Eurorack module - WAVEGUIDE (Image Copyright: synthanatomy.com)

Without the Eurorack module, they use synthesis algorithms in their open-source Pd patches. By interacting with the touch controller, the user excites the surface, sending a noise burst into a filtered delay line. They preferred to use hard, textured material on the surface to enhance the noise signal from a user interacting with the touch surface.

The approach to mapping differs from typical electroacoustic instruments because the sound control is now directly linked to physical actions instead of relying on abstractions of other technical parameters. In this sense, there is a direct mapping between the physical output from the touch surface of the Tickle and the input of the sound-producing model.

As Paine says, new performance practices arise with new instruments, and it is still crucial to have a notion of “liveness” [4]. The Tickle fits in very well with the physicality idea of actions leading to sounds through the secret sauce of control mapping. The performer has agency over when and how to make what sound, even though this agency might be less pronounced/evident than in an acoustic instrument such as the guitar.

Since the sound synthesis part is done with a Eurorack modular system, it is limited to one-to-one or one-to-many mappings, with many-to-many mappings offering challenges due to electrical reasons. However, simple Eurorack synthesis integrated with flexible control over mappings with the Tickle controller is a combination that can unlock lots of new possibilities.

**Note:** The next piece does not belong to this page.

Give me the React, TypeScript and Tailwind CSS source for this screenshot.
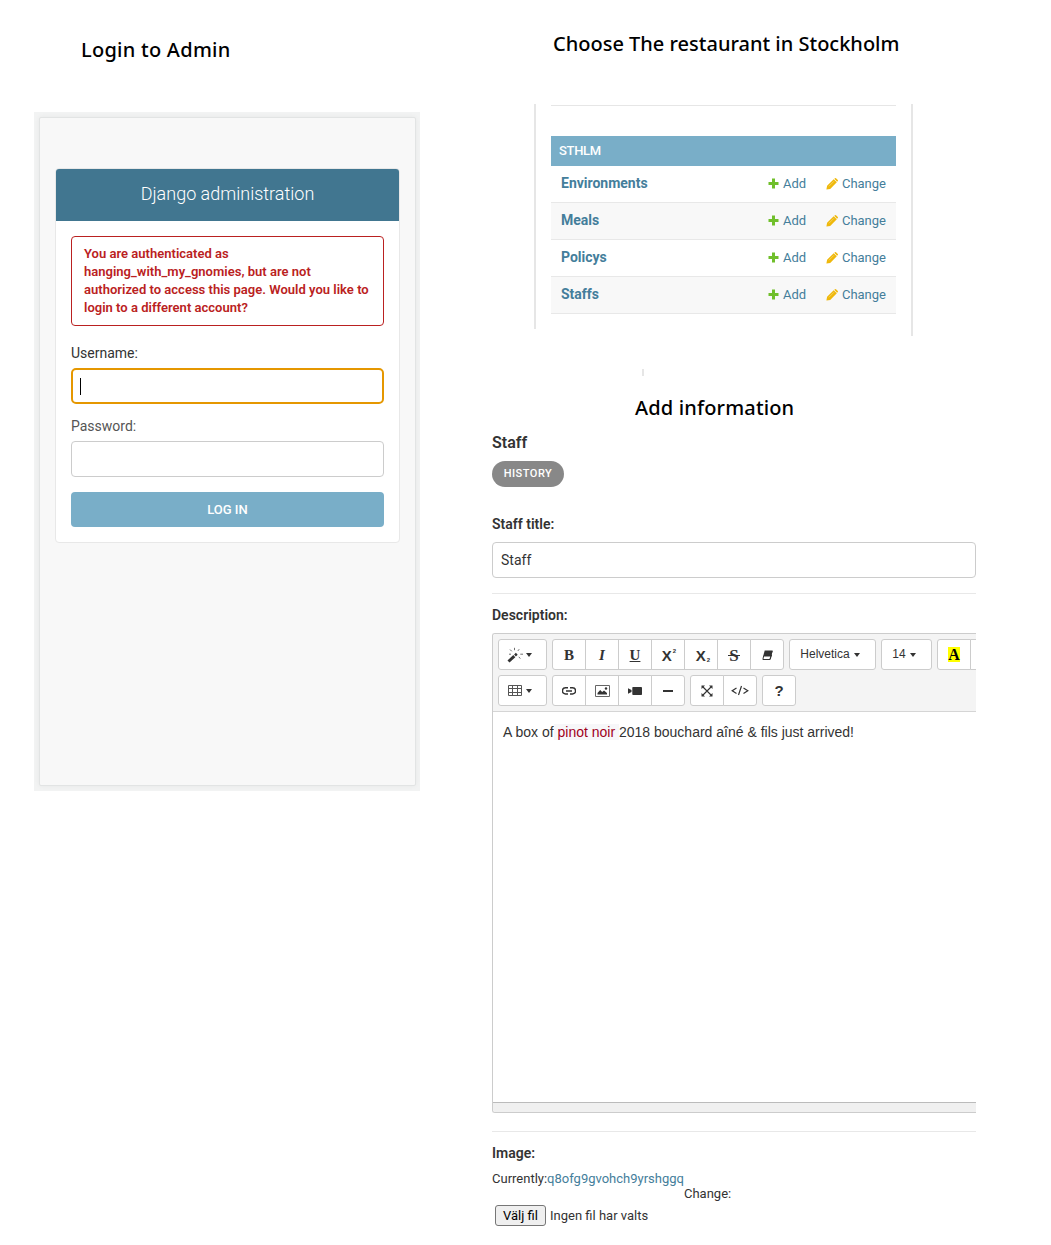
import React from "react";

const roboto = "font-[Roboto,sans-serif]";
const arial = "font-['Liberation_Sans',Arial,sans-serif]";
const serif = "font-['Liberation_Serif',serif]";
const title = "font-['Noto_Sans',sans-serif] font-medium text-black whitespace-nowrap text-[20px] leading-[28px]";

function Plus() {
  return (
    <svg width="11" height="11" viewBox="0 0 11 11" className="relative -top-px shrink-0">
      <path d="M4 .5h3v3.500h3.500v3H7v3.500H4V7H.5V4H4z" fill="#70bf2b" />
    </svg>
  );
}

function Pencil() {
  return (
    <svg width="12" height="12" viewBox="0 0 12 12" className="shrink-0">
      <path d="M.4 11.600l.7-3.800L7.700 1.200l3.100 3.100-6.600 6.600zM8.300 .8l.7-.6q.5-.4 1 0l1.800 1.800q.4.5 0 1l-.7.700z" fill="#efb80b" />
      <path d="M2.900 8.300l5-5" stroke="#fff" strokeWidth=".6" strokeOpacity=".55" fill="none" />
    </svg>
  );
}

function Caret() {
  return <svg width="6" height="4" viewBox="0 0 6 4" className="shrink-0"><path d="M0 0h6L3 4z" fill="#333" /></svg>;
}

function Login() {
  return (
    <section className="w-[386px]">
      <h2 className={`${title} ml-[47px] tracking-[0.26px]`}>Login to Admin</h2>
      <div className="mt-[48px] h-[679px] bg-[#f2f3f3] px-[5px] pt-[5px]">
        <div className={`h-[669px] w-[377px] rounded-[2px] border border-[#e2e4e4] bg-[#f8f8f8] px-[15px] pt-[50px] shadow-[0_0_5px_rgba(0,0,0,0.05)] ${roboto}`}>
          <div className="h-[375px] overflow-hidden rounded-[4px] border border-[#e8e8e8] bg-white">
            <div className="flex h-[52px] items-center justify-center bg-[#417690] text-[18px] font-light text-white">
              <span className="relative -top-[2px]">Django administration</span>
            </div>
            <div className="flex flex-col px-[15px] pt-[15px] text-[14px] text-[#444]">
              <p className="h-[90px] rounded-[4px] border border-[#ba2121] px-[12px] pt-[8px] text-[13px] leading-[18px] font-semibold tracking-[0.015px] whitespace-nowrap text-[#ba2121]">
                You are authenticated as<br />hanging_with_my_gnomies, but are not<br />authorized to access this page. Would you like to<br />login to a different account?
              </p>
              <label className="mt-[17px] h-[20px] leading-[20px] text-[#333]">Username:</label>
              <div className="mt-[5px] flex h-[36px] items-center rounded-[5px] border-2 border-[#e59700] pl-[7px]">
                <span className="h-[17px] w-px bg-black" />
              </div>
              <label className="mt-[12px] h-[20px] leading-[20px] text-[#555]">Password:</label>
              <div className="mt-[5px] h-[36px] rounded-[4px] border border-[#ccc]" />
              <button className="mt-[15px] h-[35px] rounded-[4px] bg-[#79aec8] text-[13px] font-medium text-white">LOG IN</button>
            </div>
          </div>
        </div>
      </div>
    </section>
  );
}

function Models() {
  return (
    <div className="flex">
      <div className="h-[225px] w-[2px] bg-[#e6e6e6]" />
      <div className={`mx-[15px] mt-px w-[345px] border-t border-[#e6e6e6] text-[13px] text-[#447e9b] ${roboto}`}>
        <div className="mt-[30px] flex h-[30px] items-center bg-[#79aec8] pl-[8px] text-[13px] font-medium tracking-[-0.3px] text-white">STHLM</div>
        {["Environments", "Meals", "Policys", "Staffs"].map((name, i) => (
          <div key={name} className={`flex h-[37px] items-center border-b border-[#e8e8e8] pr-[10px] pl-[10px] ${i % 2 ? "bg-[#f8f8f8]" : "bg-white"}`}>
            <span className="relative -top-px grow text-[14px] font-bold">{name}</span>
            <Plus /><span className="ml-[4px] w-[43px]">Add</span>
            <Pencil /><span className="ml-[4px]">Change</span>
          </div>
        ))}
      </div>
      <div className="h-[232px] w-[2px] bg-[#e6e6e6]" />
    </div>
  );
}

function Group({ items, widths }: { items: React.ReactNode[]; widths?: string }) {
  return (
    <div className="mr-[5px] flex shrink-0 pl-px">
      {items.map((it, i) => (
        <span key={i} className={`-ml-px flex h-[31px] ${widths ?? "w-[34px]"} shrink-0 items-center justify-center gap-[4px] border border-[#ccc] bg-white first:rounded-l-[3px] last:rounded-r-[3px]`}>
          {it}
        </span>
      ))}
    </div>
  );
}

const glyph = `${serif} relative top-px text-[15px] font-bold leading-none`;

const wand = (
  <svg width="17" height="16" viewBox="0 0 17 16" fill="none" stroke="#333">
    <path d="M1.500 14.500L7.300 9.200" strokeWidth="3" /><path d="M8 8.500L9.800 6.800" strokeWidth="2.600" />
    <path d="M3 2.500l1.800 1.800M7.500 .8v2.400M12.200 2.200L10.900 3.900M13.300 7.200H16M11.800 9.800l1.500 1.800M2 7.200h2" strokeWidth="1" strokeOpacity=".7" />
  </svg>
);
const eraser = (
  <svg width="11" height="11" viewBox="0 0 11 11" className="relative top-px"><path d="M2.700 .5h8L9.200 6H1.200z" fill="#333" /><path d="M1.600 6h7.200l-.8 3.500H.9zM8.800 6l1.400-5M8 9.500L9.600 5" fill="#fff" stroke="#333" /></svg>
);
const table = (
  <svg width="14" height="12" viewBox="0 0 14 12" fill="none" stroke="#555"><path d="M.5.5h13v10H.5zM.5 3.500h13M.5 7.500h13M4.500.5v10M9.500.5v10" /></svg>
);
const link = (
  <svg width="14" height="8" viewBox="0 0 14 8" fill="none" stroke="#333" strokeWidth="1.500"><path d="M6 .8H3.500a3.100 3.100 0 000 6.200H6M8 .8h2.500a3.100 3.100 0 010 6.200H8M4 4h6" /></svg>
);
const image = (
  <svg width="15" height="12" viewBox="0 0 15 12"><path d="M.5.5h14v11H.5z" fill="none" stroke="#666" /><path d="M2.500 9.500V8l2.700-3 2 2L9 5.500l3 2.500v1.500z" fill="#333" /><circle cx="11" cy="3.500" r="1.200" fill="#333" /></svg>
);
const video = (
  <svg width="14" height="8" viewBox="0 0 14 8" fill="#333"><path d="M0 1.200l3.500 1.800v2L0 6.800z" /><rect x="4.300" y="0" width="9.700" height="8" rx=".8" /></svg>
);
const expand = (
  <svg width="12" height="12" viewBox="0 0 12 12"><path d="M2 2l8 8M10 2l-8 8" stroke="#333" strokeWidth="1.100" /><path d="M.5.5H4L.5 4zM11.500.5V4L8 .5zM.5 11.500V8L4 11.500zM11.500 11.500H8L11.500 8z" fill="#333" /></svg>
);
const code = (
  <svg width="18" height="11" viewBox="0 0 18 11" fill="none" stroke="#333" strokeWidth="1.200"><path d="M5.500 3L1.200 5.700l4.300 2.700M12.500 3l4.300 2.700-4.300 2.700M10.500 1L7.500 10" /></svg>
);

function Editor() {
  return (
    <div className="h-[480px] w-[484px] overflow-hidden rounded-l-[3px] border border-r-0 border-[#ccc] text-[#333]">
      <div className={`h-[78px] border-b border-[#d5d5d5] bg-[#f4f4f4] pt-[5px] pl-[5px] text-[12px] ${arial}`}>
        <div className="flex">
          <Group widths="w-[49px] pr-[7px]" items={[<>{wand}<span className="-ml-[2px] flex"><Caret /></span></>]} />
          <Group
            items={[
              <b className={glyph}>B</b>,
              <i className={glyph}>I</i>,
              <span className={`${glyph} underline underline-offset-1`}>U</span>,
              <span className="relative top-px left-px flex text-[15px] leading-none font-bold">X<span className="-mt-px ml-px text-[6px] leading-[8px]">2</span></span>,
              <span className="relative top-px left-[2px] flex items-end text-[15px] leading-none font-bold">X<span className="-mb-px ml-px text-[6px] leading-[8px]">2</span></span>,
              <span className={`${glyph} flex items-center text-[17px]`}>S<span className="absolute -left-px top-[8px] h-px w-[12px] bg-[#333]" /></span>,
              eraser,
            ]}
          />
          <Group widths="w-[87px] pr-[5px]" items={[<><span className="relative -top-px">Helvetica</span><Caret /></>]} />
          <Group widths="w-[51px] pr-[5px]" items={[<><span className="relative -top-px">14</span><Caret /></>]} />
          <Group items={[<span className={`${serif} relative flex h-[15px] w-[12px] items-center justify-center bg-[#ff0] pt-px text-[16px] leading-none font-bold text-black`}>A</span>, null]} />
        </div>
        <div className="mt-[5px] flex">
          <Group widths="w-[49px] pr-[6px]" items={[<>{table}<Caret /></>]} />
          <Group items={[link, image, video, <span className="h-[2px] w-[10px] bg-[#333]" />]} />
          <Group items={[expand, code]} />
          <Group items={[<b className="relative top-px text-[15px]">?</b>]} />
        </div>
      </div>
      <div className={`h-[390px] pt-[10px] pl-[10px] text-[14px] leading-[20px] whitespace-nowrap ${arial}`}>
        A box of<span className="bg-[#f7f7f9] text-[#a0001c]"> pinot noir </span>2018 bouchard aîné &amp; fils just arrived!
      </div>
      <div className="h-[10px] border-t border-[#bbb] bg-[#f0f0f0]" />
    </div>
  );
}

function StaffForm() {
  return (
    <div className={`w-[484px] text-[#333] ${roboto}`}>
      <h3 className="h-[20px] pt-px text-[16px] leading-[20px] font-semibold">Staff</h3>
      <span className="mt-[9px] flex h-[26px] w-[72px] items-center justify-center rounded-full bg-[#888] text-[11px] font-medium tracking-[0.5px] text-white"><span className="relative top-[0.5px]">HISTORY</span></span>
      <label className="mt-[27px] block h-[20px] text-[14px] leading-[20px] font-semibold">Staff title:</label>
      <div className="mt-[8px] flex h-[36px] items-center rounded-[4px] border border-[#ccc] pl-[8px] text-[14px]">Staff</div>
      <div className="mt-[15px] border-t border-[#e8e8e8]" />
      <label className="mt-[11px] mb-[8px] block h-[20px] text-[14px] leading-[20px] font-semibold">Description:</label>
      <Editor />
      <div className="mt-[18px] border-t border-[#e8e8e8]" />
      <label className="mt-[11px] block h-[20px] text-[14px] leading-[20px] font-semibold">Image:</label>
      <div className="mt-[8px] flex h-[30px] text-[13px] leading-[15px]">
        <span>Currently:</span><span className="text-[#447e9b]">q8ofg9gvohch9yrshggq</span><span className="self-end">Change:</span>
      </div>
      <div className="mt-[4px] flex h-[21px] items-center pl-[3px] text-[13px]">
        <button className="mr-[4px] h-[21px] w-[51px] rounded-[3px] border border-[#767676] bg-[#efefef] text-[13px] leading-none text-black">Välj fil</button>
        Ingen fil har valts
      </div>
    </div>
  );
}

export default function App() {
  return (
    <main className="flex h-[1245px] w-[1051px] overflow-hidden bg-white pl-[34px]">
      <div className="pt-[36px]"><Login /></div>
      <div className="ml-[72px] pt-[30px]">
        <h2 className={`${title} ml-[61px]`}>Choose The restaurant in Stockholm</h2>
        <div className="mt-[46px] ml-[42px]"><Models /></div>
        <div className="mt-[33px] ml-[150px] h-[7px] w-[2px] bg-[#e6e6e6]" />
        <h2 className={`${title} mt-[18px] ml-[143px] tracking-[0.15px]`}>Add information</h2>
        <div className="mt-[10px]"><StaffForm /></div>
      </div>
    </main>
  );
}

From what I observed in another performance video, the Tickle tactile controller exudes several one-to-one mappings. Each hexagon on the touch surface triggers a specific sound. BUT, since this is a controller compatible with Pure Data patches, it is possible to create one-to-many, many-to-one, and many-to-many mappings as well. In addition to the touch surface, there are three knobs: volume, decay, and timbre. Volume is reasonably straightforward. Decay controls the decay time. Timbre, which is the rightmost knob, excites different overtones. The controller has excellent cross-compatibility. It works with audio and MIDI in a DAW (Ableton Live), Max/MSP, and Pd. They are building support for SuperCollider, too.

When tapped, the hexagons generate a discrete sound parameter; when the surface is rubbed, scratched, or bowed, it can be mapped to control a continuous parameter. Their Instagram page suggests you can also do wild stuff with it, like using a toothbrush to interact with the touch surface! That means infinite ways of interacting with it - so cool. It reminds me of the idea of Co-adaptation, where the user not only understands the system’s capabilities but learns how to modify it to their taste [5]. One should keep in mind though that the control parameters would still be fixed and these are what in turn enable (and also limit) the range of expressivity of the surface.

Still image from the IG video

Overall, this IMS allows for many natural and intimate interactions [6], with defined control over sound synthesis. The sounds created from this can be as familiar as the violin or percussion and also quite alien - still with a familiar analog touch.

One of the next steps for the developers of this IMS is to include real polyphony, so the ability to produce two sounds simultaneously (without the physical synthesis delay trick I explained earlier). They also want to incorporate pressure sensing and haptic feedback in their design. Currently, the primary feedback is visual, and the secondary feedback is sound. Haptic feedback would be a great addition since this is a tactile controller. This would make the Tickle feel more like an instrument, too. The devs also wanted to include analog circuitry inside the Tickle for sound synthesis. I don’t know if they still want to do this, though, because they did develop an entire Eurorack module to complement the Tickle… which in turn is a testament to backward compatibility in their design ideology (something Cook [7] mentioned as a design principle, too).

It is nice to see people make cool things and leave them as open source so others can learn from their process. Most interactive music systems don’t see the light of day after the prototyping stage, but it is inspiring that these guys from Chair Audio were able to develop an actual product with it. The fact that they continue to work on it shows that their IMS gained traction in the community!

 

References

[1] Wegener, C., & Neupert, M. (2019, July). Excited Sounds Augmented by Gestural Control. In Proceedings of the 2019 International Computer Music Conference, New York, NY (p. 5).

[2] Neupert, M., & Wegener, C. (2019, March). Isochronous Control+ Audio Streams for Acoustic Interfaces. In Proceedings of the 17th Linux Audio Conference (LAC-19) (p. 5).

[3] Verplank, B. (2009). Interaction design sketchbook. Online publication.

[4] Paine, G. (2011). Gesture and Morphology in Laptop Music Performance. In The Oxford Handbook of Computer Music. Oxford University Press.

[5] Holland, S., Mudd, T., Wilkie-McKenna, K., McPherson, A., & Wanderley, M. M. (2019). Understanding Music Interaction, and Why It Matters. In New Directions in Music and Human-Computer Interaction (pp. 1–20). Springer International Publishing AG.

[6] Wessel, D., & Wright, M. (2002). Problems and Prospects for Intimate Musical Control of Computers. Computer Music Journal, 26(3), 11–22.

[7] Cook, P. R. (2009). Re-Designing Principles for Computer Music Controllers: a Case Study of SqueezeVox Maggie. In Proceedings of New Interfaces for Musical Expression.